** Begin **

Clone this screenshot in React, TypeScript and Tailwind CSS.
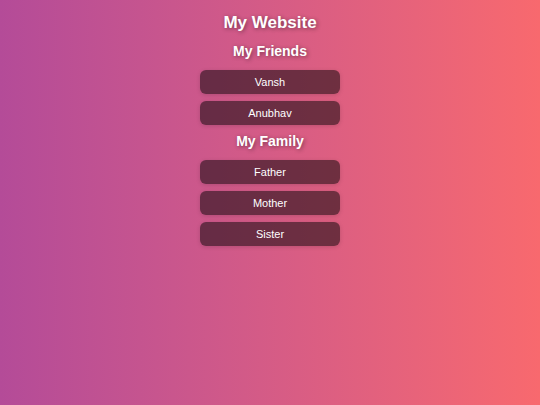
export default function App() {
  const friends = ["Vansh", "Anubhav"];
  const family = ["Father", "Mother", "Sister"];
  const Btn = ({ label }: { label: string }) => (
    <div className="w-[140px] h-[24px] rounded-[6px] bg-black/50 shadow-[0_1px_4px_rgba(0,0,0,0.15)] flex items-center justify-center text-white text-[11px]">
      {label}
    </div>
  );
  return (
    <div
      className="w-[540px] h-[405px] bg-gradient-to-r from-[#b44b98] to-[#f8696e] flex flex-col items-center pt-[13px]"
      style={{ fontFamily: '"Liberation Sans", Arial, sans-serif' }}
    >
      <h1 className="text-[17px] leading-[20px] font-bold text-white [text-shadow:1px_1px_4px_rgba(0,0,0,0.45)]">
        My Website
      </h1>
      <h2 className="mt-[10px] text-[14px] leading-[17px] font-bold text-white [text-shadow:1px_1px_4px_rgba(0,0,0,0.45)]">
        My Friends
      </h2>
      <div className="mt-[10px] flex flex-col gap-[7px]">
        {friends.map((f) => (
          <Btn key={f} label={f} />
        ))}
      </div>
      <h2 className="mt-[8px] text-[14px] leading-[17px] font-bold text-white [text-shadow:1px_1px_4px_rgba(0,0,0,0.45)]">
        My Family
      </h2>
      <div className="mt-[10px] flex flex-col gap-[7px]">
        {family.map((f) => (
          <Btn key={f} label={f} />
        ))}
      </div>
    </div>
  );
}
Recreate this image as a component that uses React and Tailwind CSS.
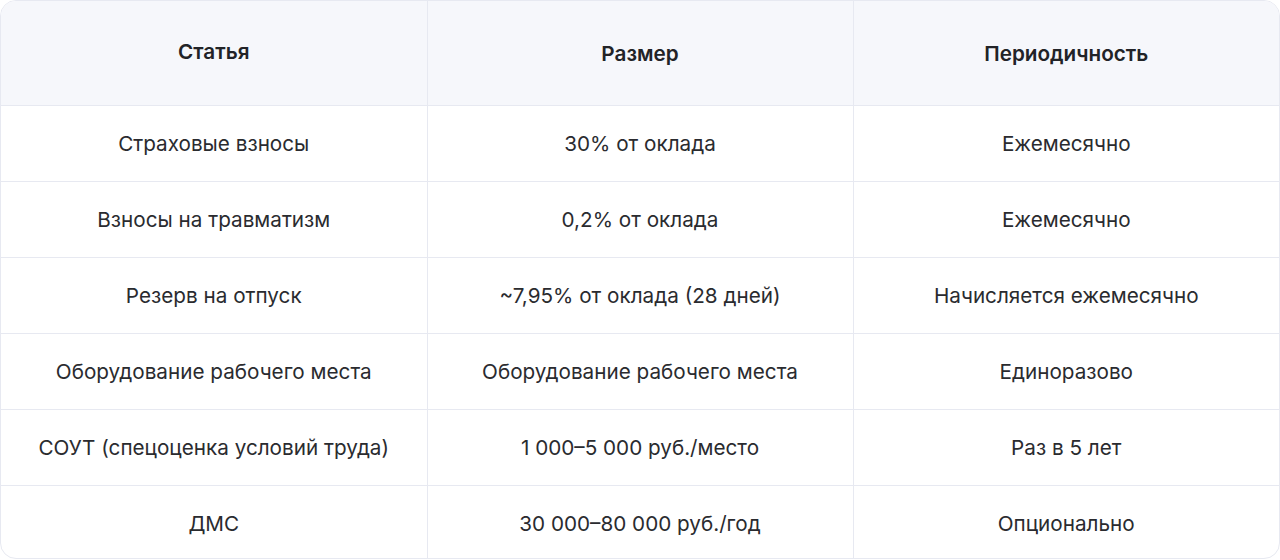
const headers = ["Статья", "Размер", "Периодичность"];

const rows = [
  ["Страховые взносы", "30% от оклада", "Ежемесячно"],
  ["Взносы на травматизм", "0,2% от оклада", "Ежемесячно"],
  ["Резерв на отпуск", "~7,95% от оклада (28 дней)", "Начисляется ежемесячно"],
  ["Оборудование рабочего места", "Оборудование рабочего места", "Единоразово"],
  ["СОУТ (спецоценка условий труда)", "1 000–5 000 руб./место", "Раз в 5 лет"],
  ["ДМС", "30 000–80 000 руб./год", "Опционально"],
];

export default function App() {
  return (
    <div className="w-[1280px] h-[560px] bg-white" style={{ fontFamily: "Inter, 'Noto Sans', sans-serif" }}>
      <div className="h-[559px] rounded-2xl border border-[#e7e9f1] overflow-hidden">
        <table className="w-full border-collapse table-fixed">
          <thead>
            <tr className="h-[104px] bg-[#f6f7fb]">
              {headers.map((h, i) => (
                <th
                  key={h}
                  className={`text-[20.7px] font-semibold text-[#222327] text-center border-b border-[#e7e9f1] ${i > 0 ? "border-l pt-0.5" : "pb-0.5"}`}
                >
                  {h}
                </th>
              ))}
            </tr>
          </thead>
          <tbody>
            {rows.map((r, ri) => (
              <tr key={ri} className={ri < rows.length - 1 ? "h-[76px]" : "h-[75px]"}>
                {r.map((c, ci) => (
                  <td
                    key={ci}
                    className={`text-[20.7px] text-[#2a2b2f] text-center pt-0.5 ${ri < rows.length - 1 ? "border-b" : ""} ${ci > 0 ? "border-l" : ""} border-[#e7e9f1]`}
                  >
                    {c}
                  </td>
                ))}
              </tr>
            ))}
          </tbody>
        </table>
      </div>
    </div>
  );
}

** End **

◆ WHAT YOU HAVE TO DO ◆
Write out exactly the lines from the one containing "Recreate this image" to the last line of the records above, both included, and leave out any pictures.

◆ THE SOLUTION ◆
Recreate this image as a component that uses React and Tailwind CSS.
const headers = ["Статья", "Размер", "Периодичность"];

const rows = [
  ["Страховые взносы", "30% от оклада", "Ежемесячно"],
  ["Взносы на травматизм", "0,2% от оклада", "Ежемесячно"],
  ["Резерв на отпуск", "~7,95% от оклада (28 дней)", "Начисляется ежемесячно"],
  ["Оборудование рабочего места", "Оборудование рабочего места", "Единоразово"],
  ["СОУТ (спецоценка условий труда)", "1 000–5 000 руб./место", "Раз в 5 лет"],
  ["ДМС", "30 000–80 000 руб./год", "Опционально"],
];

export default function App() {
  return (
    <div className="w-[1280px] h-[560px] bg-white" style={{ fontFamily: "Inter, 'Noto Sans', sans-serif" }}>
      <div className="h-[559px] rounded-2xl border border-[#e7e9f1] overflow-hidden">
        <table className="w-full border-collapse table-fixed">
          <thead>
            <tr className="h-[104px] bg-[#f6f7fb]">
              {headers.map((h, i) => (
                <th
                  key={h}
                  className={`text-[20.7px] font-semibold text-[#222327] text-center border-b border-[#e7e9f1] ${i > 0 ? "border-l pt-0.5" : "pb-0.5"}`}
                >
                  {h}
                </th>
              ))}
            </tr>
          </thead>
          <tbody>
            {rows.map((r, ri) => (
              <tr key={ri} className={ri < rows.length - 1 ? "h-[76px]" : "h-[75px]"}>
                {r.map((c, ci) => (
                  <td
                    key={ci}
                    className={`text-[20.7px] text-[#2a2b2f] text-center pt-0.5 ${ri < rows.length - 1 ? "border-b" : ""} ${ci > 0 ? "border-l" : ""} border-[#e7e9f1]`}
                  >
                    {c}
                  </td>
                ))}
              </tr>
            ))}
          </tbody>
        </table>
      </div>
    </div>
  );
}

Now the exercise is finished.